Oui, hormis sur Internet. De source sûre, je sais aussi deux ou trois autres choses dont je m’étonne que la vieille presse ne dise rien.
La première est que le président Sarkozy s’est personnellement opposé à la présence de Ménard à la garden party de l’Elysée le 14 juillet (pauvre Kouchner qui venait de le décorer !).
La deuxième est que Ménard a été « démissionné », vite fait, bien fait.
La troisième, et je m’en désole, c’est que, 8 mois après les incidents autour de la flamme olympique, l’affront n’est pas digéré par le peuple chinois, qu’un sentiment anti-français est né dans la jeunesse chinoise et que, peut-être par effet d’hystérésis, il progresse.
Indirectement, ici, et par les articles qui me sont consacrés là -bas, je m’adresse à ce peuple pour lui dire que l’agressivité, le mépris, l’arrogance de quelques farfelus, de quelques politiciens en mal d’élection et de quelques médias ancestraux ne sont pas significatifs de l’opinion du peuple français. Je revendique le droit de dire cela sans pour autant adhérer au Parti Communiste chinois, sans rêver de voir importés chez nous le mode de vie, les systèmes politique, économique, social, culturel de la Chine.
La gastronomie, à la rigueur ?
Si vous voulez. D’autant plus qu’elle n’est pas celle qu’on nous raconte. Et quelques leçons de savoir-vivre aussi. Pendant mon séjour en Chine, l’ambassade de France avait donné aux ressortissants Français des conseils de prudence et de discrétion. En fait, partout nous avons rencontré des gens courtois, serviables, même chez ceux qui nos interpellaient sur ce que les Français avaient fait à leur jeune athlète en fauteuil roulant.
Il serait bien que notre vieille presse renonce à nous persuader que nous sommes un peuple supérieur et qu’elle en finisse avec son ton de donneuse de leçons hémiplégique.

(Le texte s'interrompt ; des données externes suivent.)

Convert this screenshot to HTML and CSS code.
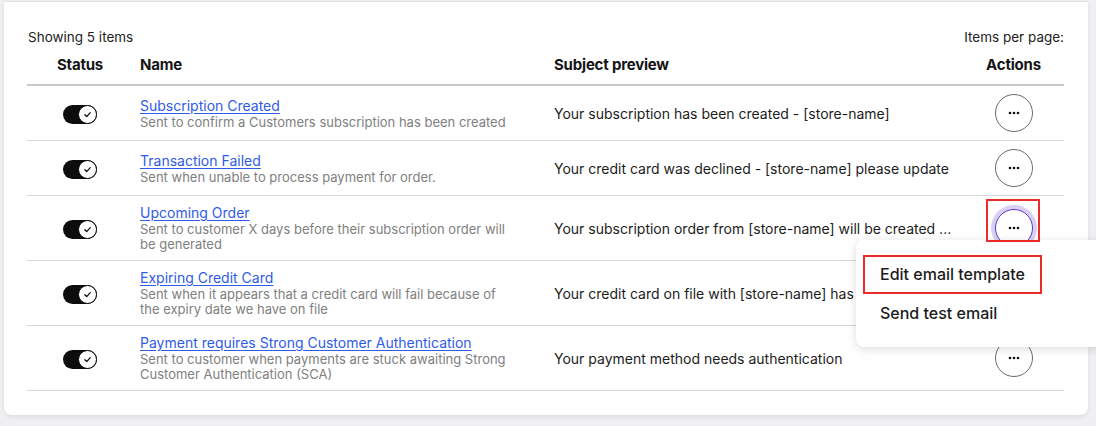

Il serait temps qu’elle affiche dans les salles de rédaction et au-dessus des prompteurs ce mot célèbre d’un député tarnais que vous reconnaîtrez : « Le courage, c’est de chercher la vérité et de la dire ; c’est de ne pas subir la loi du mensonge triomphant qui passe et de ne pas faire écho, de notre âme, de notre bouche et de nos mains aux applaudissements imbéciles et aux huées fanatiques. »
Jean Jaurès. Pour finir, vous avez des projets ? Sur quoi travaillez-vous actuellement ?
Je relis et corrige le manuscrit d’un roman, je travaille à finir un polar que j’avais commencé il y a quelques années et que j’avais abandonné par manque de temps. J’ai aussi en rayon un petit guide touristico-littéraire et un autre manuscrit atypique où je mets en scène des auteurs des siècles passés. Je ne vous en dis pas plus, il y a du pseudo dans l’air, pour quelques-uns de ces livres qui devraient paraître en 2009/2010. Il n’est pas impossible que j’aggrave mon cas en co-écrivant, sans masque, une autre enquête, sur un sujet tabou. On y réfléchit.
Toute dernière question. Vous n’avez pas l’impression de mener un combat perdu ? Trop tôt, trop seul ?
Oh non ! Nous sommes de plus en plus nombreux et je suis loin d’avoir été le premier. L’avenir est aux porteurs d’un discours de vérité. Si les médias décatis n’en veulent pas, ils vont moisir sur leur socle vermoulu tandis que les consommateurs de médias exigeants, les leaders d’opinion, les citoyens jeunes, vont les fuir. Le phénomène est enclenché et il est irréversible. Chaque bébé qui naît, chaque enfant qui apprend à lire, chaque esprit qui s’ouvre, chaque corbillard qui passe est un client perdu pour eux. Déjà , les médias aux ordres lisent et plagient les travaux des cyberjournalistes. Ils s’empressent de créer leurs propres sites dans l’espoir de bénéficier de l’aura environnante. Ils essaient désespérément de se démarquer de leur image.
Ils sont en train de perdre la bataille menée pour discréditer les sites Internet qu’ils ne contrôlent pas. Vous connaissez ce mot de Gandhi : « D’abord ils vous ignorent, puis ils se moquent, puis ils vous combattent, puis vous avez gagné » ?
Ils sont de plus en plus perçus comme un clan dont chaque membre est intouchable à leurs yeux, quoi qu’il fasse. S’ils conservent un pouvoir, c’est moins celui de convaincre (sauf la ménagère de moins de 50 ans, qu’ils méprisent, d’ailleurs), que celui de passer des bâillons. Mais ils manoeuvrent en recul. De même qu’il n’est pas d’exemple historique d’un peuple occupé qui ne se soit libéré, les agents de propagande déguisés en journalistes finissent toujours par sombrer dans le discrédit.
Merci. Je vous souhaite une autre réédition de « La face cachée de Reporters sans frontières ».
Dont le sous-titre est « De la CIA aux Faucons du Pentagone ». Réédition ? On y va tout droit si tous ceux qui sont révoltés par ce qu’ils apprennent ici achètent le live. Merci à vous.